Additionally, they report full representation of the microarray-synthesized oligonucleotides: all 3840 barcodes in subpools A and B were detected in at least 10 of the reads, while none of the 256 negative control barcodes was detected in more than 5 reads. Similarly, rich diversity was observed in terms of barcode combinations.
Thus, the researchers were able to demultiplex more than 86% of filtered reads tagged with 3840 barcodes with a crosstalk rate of 0.17%. This level of crosstalk is comparable to that exhibited by 96-plex single-end barcoding schemes in the Illumina platform despite the higher plexity and the combined error rate of: microarray-based synthesis, multiple rounds of PCR amplification using low-fidelity Taq polymerase and native, single-pass ONT sequencing.
Significant improvement
The number of distinct barcodes synthesized and demultiplexed here is one order of magnitude higher than the largest commercially-available barcoding kits for long-read sequencing (3840 vs. PacBio’s 384), while the diversity afforded by combinatorial asymmetric barcoding with this many distinct tags would be close to that offered by 12-nt unique molecular identifiers or UMIs (3840×3840≈14.7 M vs. 412≈16.7 M).

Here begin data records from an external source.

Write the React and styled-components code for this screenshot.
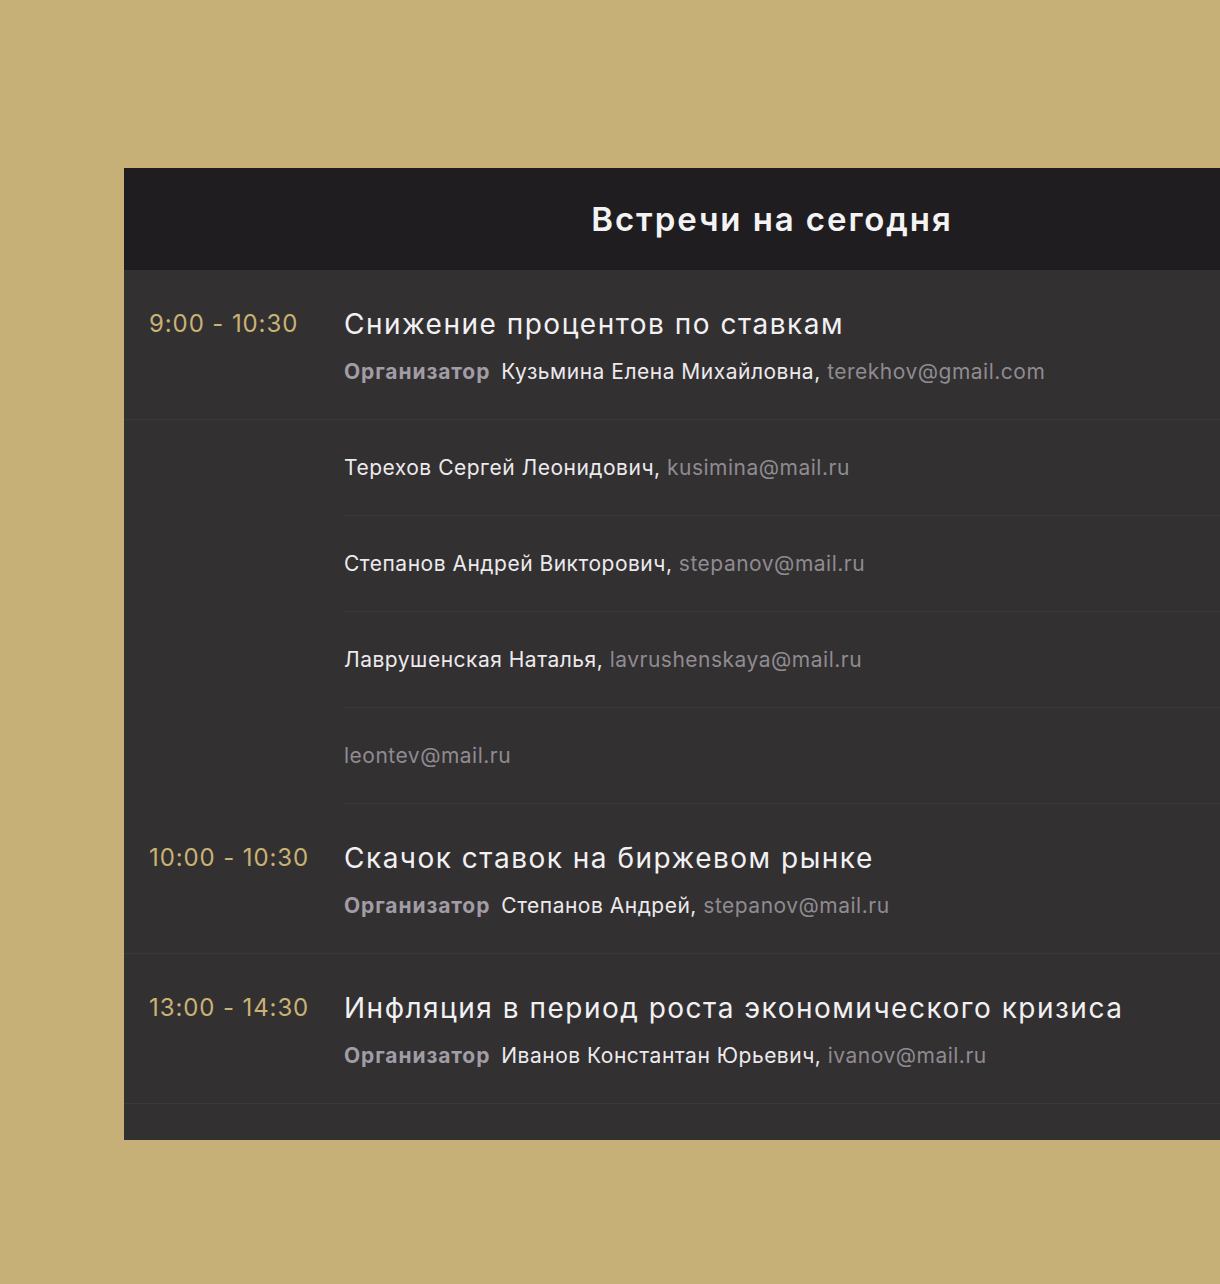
import React from 'react';
import styled, { createGlobalStyle } from 'styled-components';

const GlobalStyle = createGlobalStyle`
  html, body {
    margin: 0;
    padding: 0;
    background: #c6b077;
    overflow-x: hidden;
  }
  body {
    font-family: Inter, "Noto Sans", sans-serif;
    -webkit-font-smoothing: antialiased;
  }
`;

const Page = styled.div`
  width: 1220px;
  height: 1284px;
  padding-top: 168px;
  box-sizing: border-box;
  overflow: hidden;
`;

const Panel = styled.section`
  margin-left: 124px;
  width: 1296px;
  background: #333032;
  padding-bottom: 36px;
`;

const Header = styled.header`
  height: 102px;
  background: #1f1d20;
  display: flex;
  align-items: center;
  justify-content: center;
`;

const Title = styled.h1`
  margin: 0;
  color: #f4f3f4;
  font-size: 33px;
  font-weight: 600;
  letter-spacing: 1.9px;
`;

const Meeting = styled.div`
  display: flex;
  padding: 36px 0 35px;
  border-bottom: 1px solid #3b383a;
`;

const Time = styled.div`
  width: 195px;
  padding-left: 25px;
  color: #c9b274;
  font-size: 24px;
  line-height: 36px;
  letter-spacing: 0.9px;
  flex-shrink: 0;
`;

const Info = styled.div`
  display: flex;
  flex-direction: column;
  gap: 18px;
`;

const Subject = styled.div`
  color: #f2f1f2;
  font-size: 28px;
  line-height: 36px;
  letter-spacing: 1.5px;
`;

const Line = styled.div`
  font-size: 21px;
  line-height: 24px;
  letter-spacing: 0.5px;
  color: #eceaec;
`;

const Label = styled.span`
  color: #a19ca5;
  font-weight: 700;
  letter-spacing: 0.9px;
  margin-right: 11px;
`;

const Email = styled.span`
  color: #8f8b90;
`;

const Participants = styled.div`
  padding-left: 220px;
`;

const Participant = styled.div`
  height: 95px;
  display: flex;
  align-items: center;
  border-bottom: 1px solid #3b383a;
  font-size: 21px;
  letter-spacing: 0.5px;
  color: #eceaec;
`;

const meetings = [
  {
    time: '9:00 - 10:30',
    subject: 'Снижение процентов по ставкам',
    organizer: 'Кузьмина Елена Михайловна',
    email: 'terekhov@gmail.com',
    participants: [
      { name: 'Терехов Сергей Леонидович', email: 'kusimina@mail.ru' },
      { name: 'Степанов Андрей Викторович', email: 'stepanov@mail.ru' },
      { name: 'Лаврушенская Наталья', email: 'lavrushenskaya@mail.ru' },
      { name: '', email: 'leontev@mail.ru' },
    ],
  },
  {
    time: '10:00 - 10:30',
    subject: 'Скачок ставок на биржевом рынке',
    organizer: 'Степанов Андрей',
    email: 'stepanov@mail.ru',
    participants: [],
  },
  {
    time: '13:00 - 14:30',
    subject: 'Инфляция в период роста экономического кризиса',
    organizer: 'Иванов Константан Юрьевич',
    email: 'ivanov@mail.ru',
    participants: [],
  },
];

const App = () => (
  <Page>
    <GlobalStyle />
    <Panel>
      <Header>
        <Title>Встречи на сегодня</Title>
      </Header>
      {meetings.map((m) => (
        <React.Fragment key={m.time}>
          <Meeting>
            <Time>{m.time}</Time>
            <Info>
              <Subject>{m.subject}</Subject>
              <Line>
                <Label>Организатор</Label>
                {m.organizer}, <Email>{m.email}</Email>
              </Line>
            </Info>
          </Meeting>
          {m.participants.length > 0 && (
            <Participants>
              {m.participants.map((p) => (
                <Participant key={p.email}>
                  {p.name && <>{p.name},&nbsp;</>}
                  <Email>{p.email}</Email>
                </Participant>
              ))}
            </Participants>
          )}
        </React.Fragment>
      ))}
    </Panel>
  </Page>
);

export default App;
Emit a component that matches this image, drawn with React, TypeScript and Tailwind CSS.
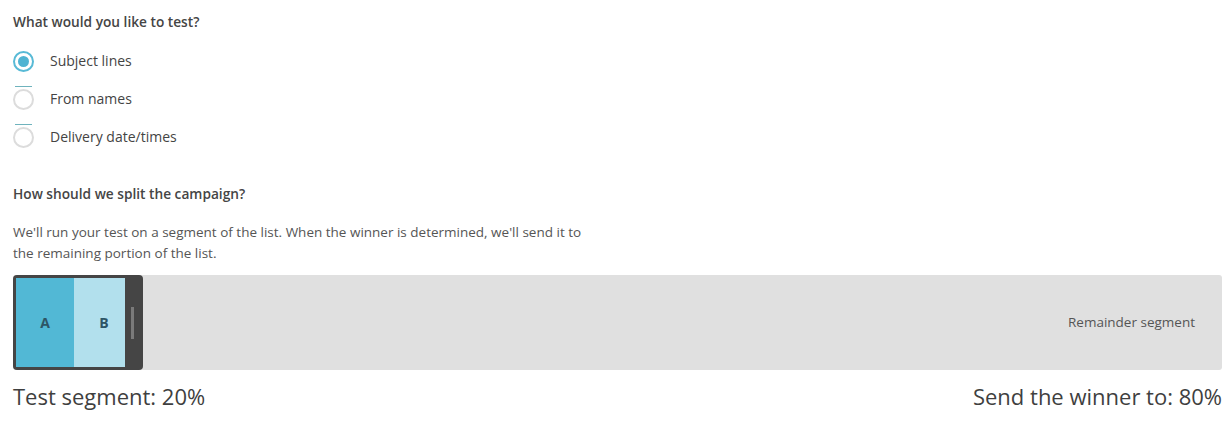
import { useState } from 'react'

const options = ['Subject lines', 'From names', 'Delivery date/times']

export default function App() {
  const [selected, setSelected] = useState(0)

  return (
    <div className="min-h-screen bg-white pl-[13px] pr-[9px] pt-[12px] text-[#444]" style={{ fontFamily: '"Open Sans", "Liberation Sans", sans-serif' }}>
      <h3 className="text-[13.7px] font-semibold leading-[20px] text-[#454545]">What would you like to test?</h3>

      {/* test type radios */}
      <div className="mt-[10px]">
        {options.map((opt, i) => (
          <label key={opt} className="flex h-[38px] cursor-pointer items-center" onClick={() => setSelected(i)}>
            {selected === i ? (
              <span className="flex h-[21px] w-[21px] items-center justify-center rounded-full border-2 border-[#58bad6] bg-white">
                <span className="h-[11px] w-[11px] rounded-full bg-[#4fb3d2]" />
              </span>
            ) : (
              <span className="relative h-[21px] w-[21px] rounded-full border-2 border-[#dcdcdc] bg-white">
                <span className="absolute -top-[5px] left-[0px] h-[1px] w-[17px] bg-[#6fb3bd]" />
              </span>
            )}
            <span className="ml-[16px] text-[14px] leading-[20px] text-[#444]">{opt}</span>
          </label>
        ))}
      </div>

      <h3 className="mt-[28px] text-[13.7px] font-semibold leading-[20px] text-[#454545]">How should we split the campaign?</h3>
      <p className="mt-[18px] max-w-[580px] text-[13.5px] leading-[21px] text-[#555]">
        We'll run your test on a segment of the list. When the winner is determined, we'll send it to the remaining portion of the list.
      </p>

      {/* split slider */}
      <div className="mt-[11px] flex h-[95px] items-stretch rounded-[3px] bg-[#e0e0e0]">
        <div className="flex w-[130px] rounded-[4px] bg-[#454545] p-[3px]">
          <div className="flex w-[58px] items-center justify-center bg-[#52b8d5] text-[14px] font-bold text-[#2d5566]">A</div>
          <div className="flex w-[51px] items-center justify-center bg-[#b2e0ed] pl-[9px] text-[14px] font-bold text-[#2d5566]">B</div>
          <div className="flex flex-1 items-center justify-center">
            <div className="h-[32px] w-[3px] bg-[#7a7a7a]" />
          </div>
        </div>
        <div className="flex flex-1 items-center justify-end pr-[27px] text-[13.5px] text-[#555]">Remainder segment</div>
      </div>

      <div className="mt-[11px] flex items-center justify-between text-[22px] font-medium leading-[30px] text-[#3f3f3f]">
        <span>Test segment: 20%</span>
        <span>Send the winner to: 80%</span>
      </div>
    </div>
  )
}
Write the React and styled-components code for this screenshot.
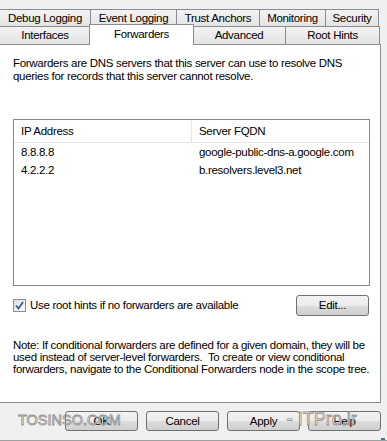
import styled, { createGlobalStyle } from "styled-components";

const GlobalStyle = createGlobalStyle`
  html, body {
    margin: 0;
    padding: 0;
    background: #f0f0f0;
  }
  body {
    font-family: "Liberation Sans", Arial, sans-serif;
    font-size: 11.5px;
    letter-spacing: -0.3px;
    color: #000;
  }
`;

const Dialog = styled.div`
  position: relative;
  width: 387px;
  height: 441px;
  overflow: hidden;
  background: #f0f0f0;
  border-bottom: 1px solid #a0a0a0;
  box-sizing: border-box;
`;

const TabRow = styled.div`
  display: flex;
  margin-left: -1px;
  margin-top: ${(p) => p.$top}px;
  height: ${(p) => p.$height}px;
  position: relative;
  z-index: 1;
`;

const Tab = styled.div`
  width: ${(p) => p.$w}px;
  margin-right: -1px;
  box-sizing: border-box;
  border: 1px solid #898c95;
  border-bottom: none;
  background: linear-gradient(#f3f3f3, #e3e3e3);
  display: flex;
  align-items: center;
  justify-content: center;
  line-height: 1;
  padding-top: 1px;
  white-space: nowrap;
`;

const ActiveTab = styled(Tab)`
  position: relative;
  z-index: 2;
  background: #fff;
  margin-top: -2px;
  height: calc(100% + 3px);
  margin-left: -1px;
  width: ${(p) => p.$w + 2}px;
  margin-right: -2px;
  align-items: flex-start;
  padding-top: 4px;
`;

const Panel = styled.div`
  margin-left: -1px;
  width: 382px;
  height: 359px;
  box-sizing: border-box;
  border: 1px solid #898c95;
  background: #fff;
  padding: 12px 0 0 13px;
  display: flex;
  flex-direction: column;
`;

const Para = styled.p`
  margin: 0;
  width: ${(p) => p.$w}px;
  line-height: 13px;
`;

const List = styled.div`
  margin-top: 36px;
  width: 357px;
  height: 167px;
  box-sizing: border-box;
  border: 1px solid #828790;
  background: #fff;
`;

const HeaderRow = styled.div`
  display: grid;
  grid-template-columns: 178px 1fr;
  height: 23px;
  border-bottom: 1px solid #e5e5e5;
  box-sizing: border-box;
`;

const HeaderCell = styled.div`
  display: flex;
  align-items: center;
  padding-left: 7px;
  border-right: 1px solid #e5e5e5;
  &:last-child {
    border-right: none;
  }
`;

const Row = styled.div`
  display: grid;
  grid-template-columns: 178px 1fr;
  height: 18px;
  align-items: center;
`;

const Cell = styled.div`
  padding-left: 7px;
  white-space: nowrap;
`;

const OptionRow = styled.div`
  margin-top: 8px;
  width: 356px;
  display: flex;
  align-items: center;
  justify-content: space-between;
  height: 22px;
`;

const CheckLabel = styled.label`
  display: flex;
  align-items: center;
  gap: 4px;
`;

const Box = styled.span`
  width: 13px;
  height: 13px;
  box-sizing: border-box;
  border: 1px solid #8e8f8f;
  background: linear-gradient(135deg, #dcdcdc, #fbfbfb);
  display: flex;
  align-items: center;
  justify-content: center;
`;

const Button = styled.button`
  width: ${(p) => p.$w || 73}px;
  height: ${(p) => p.$h || 20}px;
  box-sizing: border-box;
  border: 1px solid #707070;
  border-radius: 3px;
  background: linear-gradient(#f2f2f2 0%, #ebebeb 50%, #dddddd 51%, #cfcfcf 100%);
  font: inherit;
  letter-spacing: inherit;
  color: #000;
  padding: 0;
`;

const Note = styled(Para)`
  margin-top: 23px;
  line-height: 12px;
`;

const Footer = styled.div`
  display: flex;
  justify-content: flex-end;
  gap: 8px;
  padding: 8px 6px 0 0;
`;

// site watermark stamped over the button row
const Watermark = styled.div`
  position: absolute;
  left: 18px;
  top: 409px;
  display: flex;
  align-items: center;
  letter-spacing: 0;
  font-family: "Liberation Sans", Arial, sans-serif;
  color: rgba(255, 255, 255, 0.8);
  -webkit-text-stroke: 0.8px #8f8f8f;
  pointer-events: none;
  white-space: nowrap;
`;

const WatermarkText = styled.span`
  font-size: ${(p) => p.$size}px;
  margin-left: ${(p) => p.$gap || 0}px;
`;

const Corner = styled.div`
  position: absolute;
  right: 2px;
  bottom: 0;
  width: 4px;
  height: 2px;
  background: #3a6fd0;
`;

const tabsTop = [
  ["Debug Logging", 92],
  ["Event Logging", 87],
  ["Trust Anchors", 84],
  ["Monitoring", 67],
  ["Security", 54],
];

const tabsBottom = [
  ["Interfaces", 92],
  ["Forwarders", 103, true],
  ["Advanced", 94],
  ["Root Hints", 95],
];

const forwarders = [
  ["8.8.8.8", "google-public-dns-a.google.com"],
  ["4.2.2.2", "b.resolvers.level3.net"],
];

export default function App() {
  return (
    <>
      <GlobalStyle />
      <Dialog>
        <TabRow $top={9} $height={18}>
          {tabsTop.map(([label, w]) => (
            <Tab key={label} $w={w}>{label}</Tab>
          ))}
        </TabRow>
        <TabRow $top={-1} $height={18}>
          {tabsBottom.map(([label, w, active]) =>
            active ? (
              <ActiveTab key={label} $w={w}>{label}</ActiveTab>
            ) : (
              <Tab key={label} $w={w}>{label}</Tab>
            )
          )}
        </TabRow>
        <Panel>
          <Para $w={350}>
            Forwarders are DNS servers that this server can use to resolve DNS
            queries for records that this server cannot resolve.
          </Para>
          <List>
            <HeaderRow>
              <HeaderCell>IP Address</HeaderCell>
              <HeaderCell>Server FQDN</HeaderCell>
            </HeaderRow>
            {forwarders.map(([ip, fqdn]) => (
              <Row key={ip}>
                <Cell>{ip}</Cell>
                <Cell>{fqdn}</Cell>
              </Row>
            ))}
          </List>
          <OptionRow>
            <CheckLabel>
              <Box>
                <svg width="9" height="9" viewBox="0 0 9 9">
                  <path d="M1 4.5 L3.5 7.5 L8 1" fill="none" stroke="#3c5a9a" strokeWidth="1.8" />
                </svg>
              </Box>
              Use root hints if no forwarders are available
            </CheckLabel>
            <Button $w={73} $h={21}>Edit...</Button>
          </OptionRow>
          <Note $w={362}>
            Note: If conditional forwarders are defined for a given domain, they will be
            used instead of server-level forwarders.&nbsp; To create or view conditional
            forwarders, navigate to the Conditional Forwarders node in the scope tree.
          </Note>
        </Panel>
        <Footer>
          <Button>OK</Button>
          <Button>Cancel</Button>
          <Button>Apply</Button>
          <Button>Help</Button>
        </Footer>
        <Watermark>
          <WatermarkText $size={14.5}>TOSINSO.COM</WatermarkText>
          <WatermarkText $size={18} $gap={166}>- ITPro.ir</WatermarkText>
        </Watermark>
        <Corner />
      </Dialog>
    </>
  );
}
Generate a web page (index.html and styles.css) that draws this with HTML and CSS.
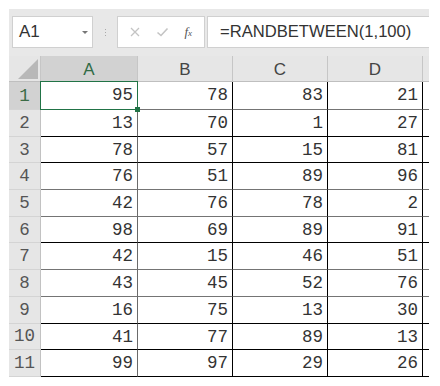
FILE: index.html
```html
<!DOCTYPE html>
<html lang="ja">
<head>
    <meta charset="UTF-8">
    <title>Sheet</title>
    <link rel="stylesheet" href="styles.css">
</head>
<body>
    <div class="sheet">
        <div class="toolbar">
            <div class="name-box">
                <span>A1</span>
                <span class="drop"></span>
            </div>
            <div class="grip"><i></i><i></i><i></i></div>
            <div class="fx-box">
                <svg class="ico" width="12" height="12" viewBox="0 0 12 12"><path d="M2 2 L10 10 M10 2 L2 10" stroke="#c4c4c4" stroke-width="1.3" fill="none"/></svg>
                <svg class="ico" width="13" height="12" viewBox="0 0 13 12"><path d="M1.5 6.5 L5 9.5 L11.5 2.5" stroke="#c4c4c4" stroke-width="1.6" fill="none"/></svg>
                <span class="fx">f<small>x</small></span>
            </div>
            <div class="formula">=RANDBETWEEN(1,100)</div>
        </div>

        <div class="row head">
            <div class="rh corner"><span class="tri"></span></div>
            <div class="c colA sel">A</div>
            <div class="c">B</div>
            <div class="c">C</div>
            <div class="c">D</div>
            <div class="c colE"></div>
        </div>

        <div class="row first gray">
            <div class="rh sel">1</div>
            <div class="c colA active">95</div>
            <div class="c">78</div>
            <div class="c">83</div>
            <div class="c">21</div>
            <div class="c colE"></div>
        </div>
        <div class="row">
            <div class="rh">2</div>
            <div class="c colA">13</div>
            <div class="c">70</div>
            <div class="c">1</div>
            <div class="c">27</div>
            <div class="c colE"></div>
        </div>
        <div class="row">
            <div class="rh">3</div>
            <div class="c colA">78</div>
            <div class="c">57</div>
            <div class="c">15</div>
            <div class="c">81</div>
            <div class="c colE"></div>
        </div>
        <div class="row gray">
            <div class="rh">4</div>
            <div class="c colA">76</div>
            <div class="c">51</div>
            <div class="c">89</div>
            <div class="c">96</div>
            <div class="c colE"></div>
        </div>
        <div class="row gray">
            <div class="rh">5</div>
            <div class="c colA">42</div>
            <div class="c">76</div>
            <div class="c">78</div>
            <div class="c">2</div>
            <div class="c colE"></div>
        </div>
        <div class="row">
            <div class="rh">6</div>
            <div class="c colA">98</div>
            <div class="c">69</div>
            <div class="c">89</div>
            <div class="c">91</div>
            <div class="c colE"></div>
        </div>
        <div class="row gray">
            <div class="rh">7</div>
            <div class="c colA">42</div>
            <div class="c">15</div>
            <div class="c">46</div>
            <div class="c">51</div>
            <div class="c colE"></div>
        </div>
        <div class="row gray">
            <div class="rh">8</div>
            <div class="c colA">43</div>
            <div class="c">45</div>
            <div class="c">52</div>
            <div class="c">76</div>
            <div class="c colE"></div>
        </div>
        <div class="row">
            <div class="rh">9</div>
            <div class="c colA">16</div>
            <div class="c">75</div>
            <div class="c">13</div>
            <div class="c">30</div>
            <div class="c colE"></div>
        </div>
        <div class="row">
            <div class="rh">10</div>
            <div class="c colA">41</div>
            <div class="c">77</div>
            <div class="c">89</div>
            <div class="c">13</div>
            <div class="c colE"></div>
        </div>
        <div class="row">
            <div class="rh">11</div>
            <div class="c colA">99</div>
            <div class="c">97</div>
            <div class="c">29</div>
            <div class="c">26</div>
            <div class="c colE"></div>
        </div>
    </div>
</body>
</html>
```

FILE: styles.css
```css
body {
    margin: 0;
    background: #fff;
    font-family: "Liberation Sans", Arial, sans-serif;
}
.sheet {
    width: 420px;
    margin: 9px 0 0 9px;
}

/* toolbar */
.toolbar {
    display: flex;
    align-items: center;
    height: 47px;
    padding: 0 0 1px 3px;
    box-sizing: border-box;
    background: #e8e8e8;
}
.name-box {
    width: 81px;
    height: 32px;
    box-sizing: border-box;
    border: 1px solid #d0d0d0;
    background: #fff;
    display: flex;
    align-items: center;
    justify-content: space-between;
    padding: 0 4px 0 6px;
    font-size: 17px;
    color: #333;
}
.drop {
    width: 0;
    height: 0;
    border-left: 3px solid transparent;
    border-right: 3px solid transparent;
    border-top: 3px solid #777;
}
.grip {
    width: 24px;
    display: flex;
    flex-direction: column;
    align-items: center;
    gap: 2px;
}
.grip i {
    width: 1px;
    height: 1px;
    background: #aaa;
}
.fx-box {
    width: 88px;
    height: 32px;
    box-sizing: border-box;
    border: 1px solid #d0d0d0;
    background: #fff;
    display: flex;
    align-items: center;
    justify-content: space-between;
    padding: 0 12px 0 11px;
}
.fx {
    font-family: "Liberation Serif", serif;
    font-style: italic;
    font-size: 13px;
    color: #555;
}
.fx small {
    font-size: 9px;
}
.formula {
    flex: 1;
    margin-left: 2px;
    height: 32px;
    box-sizing: border-box;
    border: 1px solid #d0d0d0;
    border-right: none;
    background: #fff;
    padding-left: 12px;
    font-size: 16.6px;
    line-height: 30px;
    color: #333;
}

/* grid */
.row {
    display: flex;
    height: 26.7px;
}
.row.first {
    height: 28px;
}
.row.head {
    height: 26px;
}
.rh, .c {
    box-sizing: border-box;
    height: 100%;
}
.rh {
    width: 32px;
    background: #e6e6e6;
    border-right: 1px solid #c2c2c2;
    border-bottom: 1px solid #d4d4d4;
    font-family: "Liberation Mono", monospace;
    font-size: 17.5px;
    color: #555;
    display: flex;
    align-items: center;
    justify-content: center;
}
.rh.sel {
    background: #d2d2d2;
    color: #3b6b45;
}
.c {
    width: 95px;
    border-right: 1px solid #000;
    border-bottom: 1px solid #000;
    font-family: "Liberation Mono", monospace;
    font-size: 17.5px;
    color: #333;
    text-align: right;
    padding: 3px 4px 0 0;
}
.c.colA {
    width: 97px;
    border-right-color: #6a6a6a;
}
.c.colE {
    width: 6px;
    border-right: none;
}
.row.gray .c {
    border-bottom-color: #747474;
}

.head .rh, .head .c {
    background: #e6e6e6;
    border-bottom: 1px solid #bfbfbf;
    border-right: 1px solid #c6c6c6;
    font-family: "Liberation Sans", Arial, sans-serif;
    font-size: 17px;
    color: #444;
    text-align: center;
    padding: 4px 0 0;
}
.head .c.sel {
    background: #d2d2d2;
    color: #2f6b45;
}
.head .c.colE {
    border-right: none;
}
.corner {
    position: relative;
}
.tri {
    position: absolute;
    right: 2px;
    bottom: 2px;
    width: 0;
    height: 0;
    border-left: 20px solid transparent;
    border-bottom: 20px solid #b8b8b8;
}

/* active cell */
.active {
    position: relative;
}
.active::after {
    content: "";
    position: absolute;
    left: -1px;
    top: -1px;
    right: -1px;
    bottom: -1px;
    border: 1px solid #217346;
}
.active::before {
    content: "";
    position: absolute;
    right: -3px;
    bottom: -3px;
    width: 5px;
    height: 5px;
    background: #217346;
    z-index: 1;
}
```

Even higher numbers are easily within reach, as the NS-watermark barcode design framework is arbitrarily scalable (limited only by barcode length) and microarray-based synthesis of tens of thousands to millions of oligonucleotides per chip is already commercially available.
NS-watermark barcodes, particularly when combined with scalable, low-cost microarray-based synthesis, are a promising tool for long-read applications which require massive barcoding, high read recovery and low crosstalk.
OligoMix® has also been demonstrated as an effective method of high-throughput oligo synthesis for production of guide RNA libraries in CRISPR/Cas 9 high-throughput functional genomic screens
References
- Ezpeleta J, Krsticevic FJ, Bulacio P, Tapia E. (2017) Designing robust watermark barcodes for multiplex long-read sequencing. Bioinformatics 33(6):807-813. [article].
- Ezpeleta J, Garcia Labari I, Villanova GV, Bulacio P, Lavista-Llanos S, Posner V, Krsticevic F, Arranz S, Tapia E. (2022) Robust and scalable barcoding for massively parallel long-read sequencing. Sci Rep 12(1):7619. [article].